Dear All,

The major contribution of the California School, embracing Gunder Frank,
must surely now be seen as both 1) the establishment of some long-term
equivalence between Europe and China (poss the West and the Rest) on
major overall indicators, 2) the estab of the notion that large areas of
Asia etc esp China were at least equivalent on many items to advanced
areas of Europe over the long swing and 3) that Europe then enjoyed
advantages derived from the Rest, in silver, slavery, cotton etc,
through colonialism, trade or otherwise which created a 19thc gulf
between Europe and the Rest. The recent book by Ken Pomeranz gioves much
of the quantitative and logistical weight required of the Frankian
position.

So far so good. But there is much sliding around here. The indicators
vary, are often romantic in the extreme, and I do not see how they
uncompromisingly identify circa 1800 as the turning-point. I favour, for
good non_landes reasons, the eighteeth century as being Europe's period
of advancem,ent, and to illustrate this with reference to institutions
of information diffusion and sites of skill, new urban locations and
sites of social experiment, which together provide supply-side, often
uncosted, factors that then fed into new forms of industrial
manufacturing production. Stimulants may well have been short-term and
Pomeranz-like, but response at low price was some function of
institutions and technologies, which were changing rapidly during the
18thc in Europe, but not elsewhere. I do not seek or require a
Landes-type long-term cultural argument to get to that result.

Doeas the group remain convinced of the 1800 turning point or does it
not?
May we really measure average incomes, calorie intakes etc between
massive and complex systems over long time back into a quite disctant
past?
How does any average exert itself at a particular point against another
system - perhaps a system arriving with good sailing ships, manouvers
and accurate fire-power to areas not of the most developed in Asia etc,
that is , direct entries were being made in small coastal locations by
western packages of extreme advancement.that is western armaments were
only periodically tested against the real might of China or anywhere
else, it is this which leads to advancement over others, cvolonial gains
etc all useful to the industrialisation of europe a la Pomeranz.
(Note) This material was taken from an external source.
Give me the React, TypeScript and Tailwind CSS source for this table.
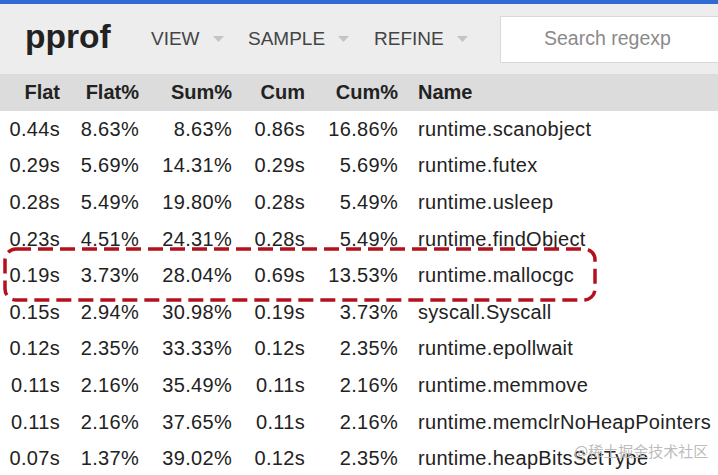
import React from 'react';

type Row = [string, string, string, string, string, string];

const rows: Row[] = [
  ['0.44s', '8.63%', '8.63%', '0.86s', '16.86%', 'runtime.scanobject'],
  ['0.29s', '5.69%', '14.31%', '0.29s', '5.69%', 'runtime.futex'],
  ['0.28s', '5.49%', '19.80%', '0.28s', '5.49%', 'runtime.usleep'],
  ['0.23s', '4.51%', '24.31%', '0.28s', '5.49%', 'runtime.findObject'],
  ['0.19s', '3.73%', '28.04%', '0.69s', '13.53%', 'runtime.mallocgc'],
  ['0.15s', '2.94%', '30.98%', '0.19s', '3.73%', 'syscall.Syscall'],
  ['0.12s', '2.35%', '33.33%', '0.12s', '2.35%', 'runtime.epollwait'],
  ['0.11s', '2.16%', '35.49%', '0.11s', '2.16%', 'runtime.memmove'],
  ['0.11s', '2.16%', '37.65%', '0.11s', '2.16%', 'runtime.memclrNoHeapPointers'],
  ['0.07s', '1.37%', '39.02%', '0.12s', '2.35%', 'runtime.heapBitsSetType'],
];

const headers = ['Flat', 'Flat%', 'Sum%', 'Cum', 'Cum%', 'Name'];

// column grid: right edges at 60 / 139 / 232 / 305 / 398, name starts at 418
const cols = 'grid grid-cols-[60px_79px_93px_73px_93px_1fr]';

const Caret = () => (
  <svg width="11" height="6" viewBox="0 0 11 6" className="ml-[13px]">
    <path d="M0 0 L11 0 L5.5 6 Z" fill="#c4c4c4" />
  </svg>
);

const NavItem = ({ label, className }: { label: string; className?: string }) => (
  <div className={`flex items-center text-[19px] text-[#444] ${className ?? ''}`}>
    <span>{label}</span>
    <Caret />
  </div>
);

const HighlightBox = () => (
  <svg
    className="absolute left-[3px] top-[-10px] pointer-events-none"
    width="594"
    height="55"
    viewBox="0 0 594 55"
  >
    <rect
      x="2"
      y="2"
      width="590"
      height="51"
      rx="11"
      ry="11"
      fill="none"
      stroke="#b3111c"
      strokeWidth="3.5"
      strokeDasharray="15 7"
    />
  </svg>
);

export default function App() {
  return (
    <div className="relative w-[718px] h-[475px] overflow-hidden bg-white text-[#222] font-['Liberation_Sans',Arial,sans-serif]">
      <div className="h-[4px] bg-[#2f6bd3]" />

      {/* top bar */}
      <div className="h-[70px] bg-[#ededed] flex items-center">
        <div className="pl-[25px] w-[151px] text-[33.5px] font-bold text-[#222] leading-none pb-[4px]">pprof</div>
        <NavItem label="VIEW" className="w-[97px]" />
        <NavItem label="SAMPLE" className="w-[126px]" />
        <NavItem label="REFINE" className="w-[126px]" />
        <div className="flex-1 h-[47px] bg-white border border-[#d9d9d9] border-r-0 flex items-center pl-[43px] text-[19.5px] text-[#8a8a8a]">
          Search regexp
        </div>
      </div>

      {/* table header */}
      <div className={`${cols} h-[36.6px] items-center bg-[#dcdcdc] text-[20px] font-bold`}>
        {headers.map((h, i) => (
          <div key={h} className={i < 5 ? 'text-right' : 'pl-[20px]'}>
            {h}
          </div>
        ))}
      </div>

      {/* rows */}
      <div>
        {rows.map((r, ri) => (
          <div key={ri} className={`${cols} relative h-[36.6px] items-center text-[20px] tracking-[0.3px]`}>
            {r.map((c, i) => (
              <div key={i} className={i < 5 ? 'text-right' : 'pl-[20px] whitespace-nowrap'}>
                {c}
              </div>
            ))}
            {ri === 4 && <HighlightBox />}
          </div>
        ))}
      </div>

      <div className="absolute left-[574px] top-[443px] text-[15px] text-[#bcbcbc] font-['Noto_Sans_CJK_SC',sans-serif] leading-none pointer-events-none">
        @稀土掘金技术社区
      </div>
    </div>
  );
}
Basically the Calif School seem to agree that silver, slaves, cotton etc
were all important inputs to the euro-turn (although I note some
differences within that group on this) and then the importance of the
19thc switch from wood etc to coal, steam etc. But both were built in
the 18thc and stemmed from technique applications and diffusions -
colonial silver, slaves etc were only inputs via technique, and this is
more true of the wood-coal switch. Added demands merely yield bottle
necks, other paths, or price rises in the absence of supply-side
improving factors. My contention is that the latter arose in the 18thc
in europe and were in no way logical consequences of a long-term
european cultural advantage or superiority.
Something Happened, but it did so in the 18thC.